The Interest Payment Dates for Fixed Rate Notes will be August 1 and February 1
of each year or on such other date(s) specified in the applicable pricing
supplement. Interest on Fixed Rate Notes will be computed on the basis of a
360-day year of twelve 30-day months. If the maturity date or an Interest
Payment Date for any Fixed Rate Note is not a Business Day, the Company will pay
principal, any premium, and any interest for that Note on the next Business Day
with the same force and effect as if made on such date, and no interest will
accrue from and after the maturity date or Interest Payment Date.
Unless the Company otherwise specifies in the applicable pricing
supplement, the Fixed Rate Notes may be redeemable as set forth under
"Description of Senior Notes -- Redemption Provisions" in the accompanying
prospectus. For purposes of such discussion in the accompanying prospectus,
"Reference Treasury Dealer" means each of Morgan Stanley & Co. Incorporated and
J.P. Morgan Securities Inc. and their respective successors. If either of the
foregoing shall cease to be a primary U.S. Government securities dealer (a
"Primary Treasury Dealer"), the Company shall substitute another nationally
recognized investment banking firm that is a Primary Treasury Dealer.
Floating Rate Notes
Unless otherwise specified in a pricing supplement, each Floating Rate
Note will have an interest rate basis or formula based on LIBOR.
In the pricing supplement, the Company will indicate the Index Maturity as
well as any Spread and/or Spread Multiplier which would be applied to the
interest rate formula to determine the interest rate.
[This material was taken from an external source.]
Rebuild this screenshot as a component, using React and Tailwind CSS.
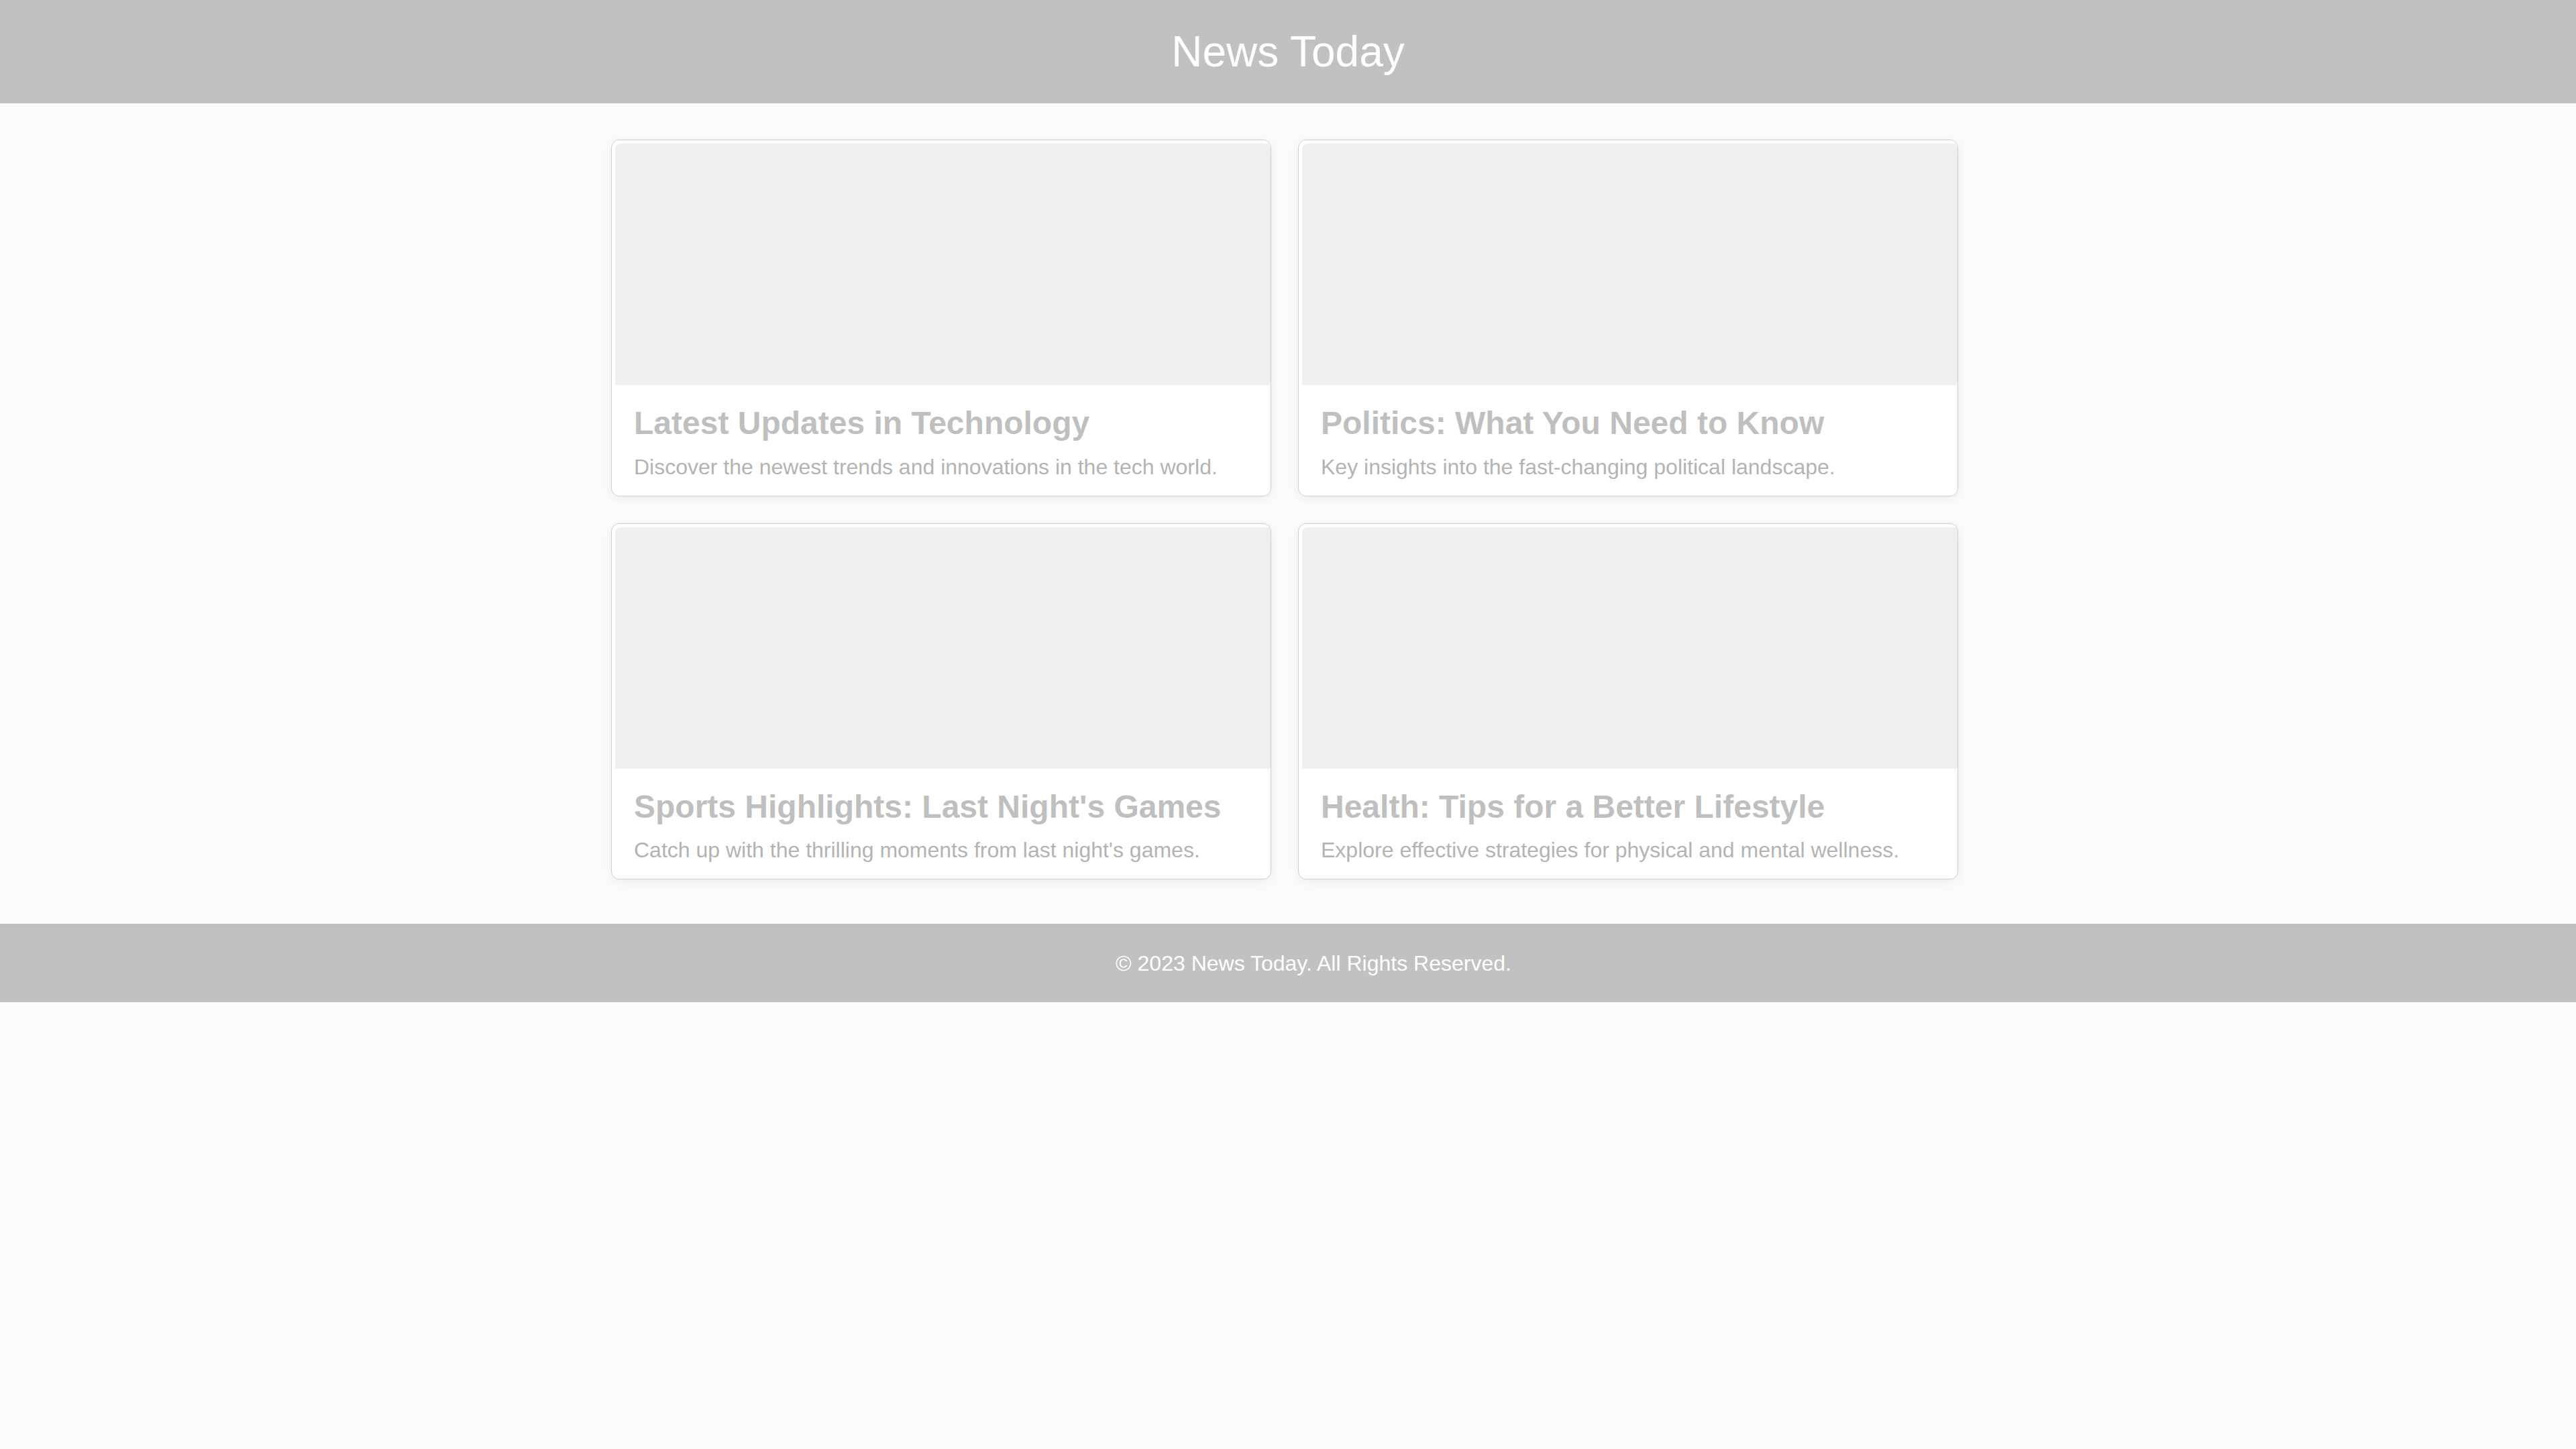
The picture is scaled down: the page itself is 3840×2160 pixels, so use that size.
import React from 'react';

const articles = [
  { id: 1, title: 'Latest Updates in Technology', summary: 'Discover the newest trends and innovations in the tech world.' },
  { id: 2, title: 'Politics: What You Need to Know', summary: 'Key insights into the fast-changing political landscape.' },
  { id: 3, title: "Sports Highlights: Last Night's Games", summary: "Catch up with the thrilling moments from last night's games." },
  { id: 4, title: 'Health: Tips for a Better Lifestyle', summary: 'Explore effective strategies for physical and mental wellness.' },
];

const ArticleCard = ({ article }) => (
  <div className="bg-white border border-[#cdcdcd] rounded-[12px] overflow-hidden shadow-[0_4px_18px_rgba(0,0,0,0.06)]">
    {/* image placeholder */}
    <div className="ml-[5px] mt-[5px] h-[360px] bg-[#efefef] rounded-tl-[8px]" />
    <div className="px-[33px] pt-[28px] pb-[19px]">
      <h2 className="text-[48px] leading-[57.6px] font-bold text-[#bfbfbf]">{article.title}</h2>
      <p className="mt-[13px] text-[32px] leading-[47px] text-[#b3b3b3]">{article.summary}</p>
    </div>
  </div>
);

const App = () => {
  return (
    <div className="min-h-screen bg-[#fbfbfb] font-['Liberation_Sans',Arial,sans-serif]">
      <header className="h-[154px] bg-[#c1c1c1] flex items-center justify-center">
        <h1 className="text-[64px] text-white leading-none">News Today</h1>
      </header>

      <main className="pt-[54px] pb-[66px] pr-[10px]">
        <div className="w-[2008px] mx-auto grid grid-cols-2 gap-x-[40px] gap-y-[40px]">
          {articles.map(a => (
            <ArticleCard key={a.id} article={a} />
          ))}
        </div>
      </main>

      <footer className="h-[117px] bg-[#c1c1c1] flex items-center justify-center pl-[76px]">
        <p className="text-[32px] text-white">© 2023 News Today. All Rights Reserved.</p>
      </footer>
    </div>
  );
};

export default App;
Any Floating Rate Note may
have a maximum or minimum interest rate limitation. In addition to any maximum
interest rate limitation, the interest rate on the Floating Rate Notes will in
no event be higher than the maximum rate permitted by New York law, as the same
may be modified by United States law of general application.
S-5
<PAGE>
The "Spread" is the number of basis points (one one-hundredth of a
percentage point) to be added to or subtracted from the related basis or bases
applicable to such Floating Rate Note. The "Spread Multiplier" is the percentage
of the related basis or bases applicable to such Floating Rate Note and by which
such basis or bases will be multiplied to determine the applicable interest rate
on such Floating Rate Note. The "Index Maturity" is the period to maturity of
the instrument or obligation with respect to which the related basis or bases
will be calculated.
The Company will appoint a calculation agent to calculate interest rates
on the Floating Rate Notes. Unless the Company identifies a different party in
the pricing supplement, the paying agent appointed by the Company (initially,
United States Trust Company of New York) will be the calculation agent for each
Note. Each Floating Rate Note will have a specified "Interest Reset Date",
"Interest Determination Date" and, where applicable, "Calculation Date"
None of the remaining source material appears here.